Our family’s move in 1964, took us to Wilmington, Ohio, where Jim taught in Wilmington College and we found a new church home. After several years of attendance and providing leadership we were discouraged and talking about leaving the church – good people but it was, oh, so bland, and disconnected from the tumultuous events in the world around us.

Mailings began to show up in our mailbox from the Ecumenical Institute in Chicago, informing us of what was happening and painting a vision of the Institute’s role in creating the future. It sounded terribly exciting. I particularly was interested in the 5th City Preschool as I was a teacher and the Educational Director with the new local County Head Start program.

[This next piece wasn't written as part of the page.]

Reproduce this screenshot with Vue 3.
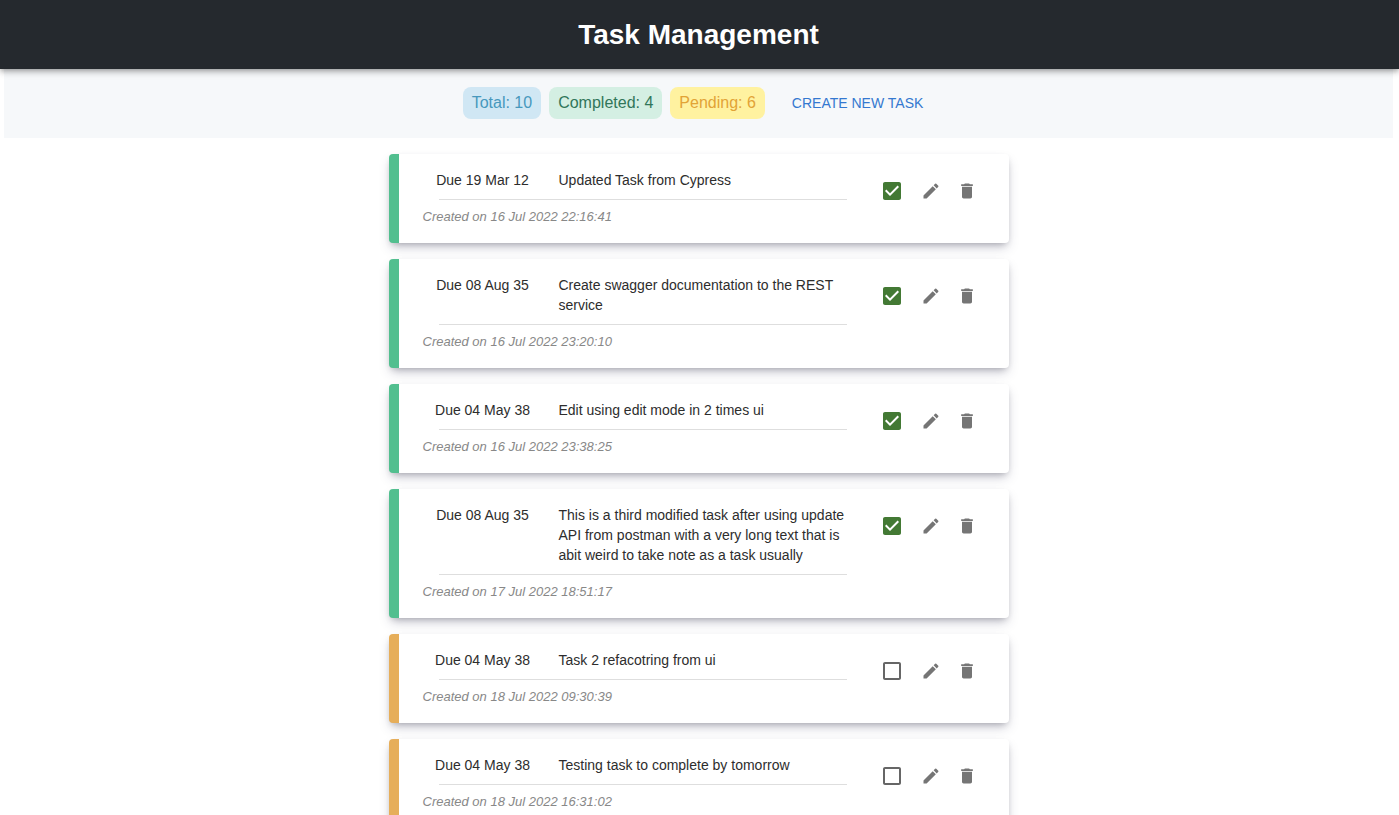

An inquiry sent to the local contact person in Cincinnati produced a return letter from a woman named Joan Knutson telling me she really couldn’t fill me in on the Preschool program but “Why don’t you come to our Local Church Lab this summer?” We had no idea what a Local Church Lab was but with high anticipation we immediately signed up.

We were excited by the Local Church Lab and it was followed by regional and metro meetings and then by the 8 week Academy in Chicago that was possible because: 1. Jim’s mother had just retired from teaching and they could come take care of our 4 children, 2. Jim had a semester sabbatical to complete his dissertation, and 3. An old, modest life insurance policy on me had just been found by my parents making it financially possible. And we even dipped into our 6th grade son’s savings from his newspaper route. Did we ever pay you back, Mark?

The decision to sell the house we had just bought a year earlier, pack up our stuff and move into the Cleveland House brought us to the destination that must have been on my toe-tag that proved to be only the beginning of a wild and amazing ride. It’s probably helpful that those tags are not readable at birth but are only revealed as our lives are created over the years. And as you might guess, the dissertation was never finished.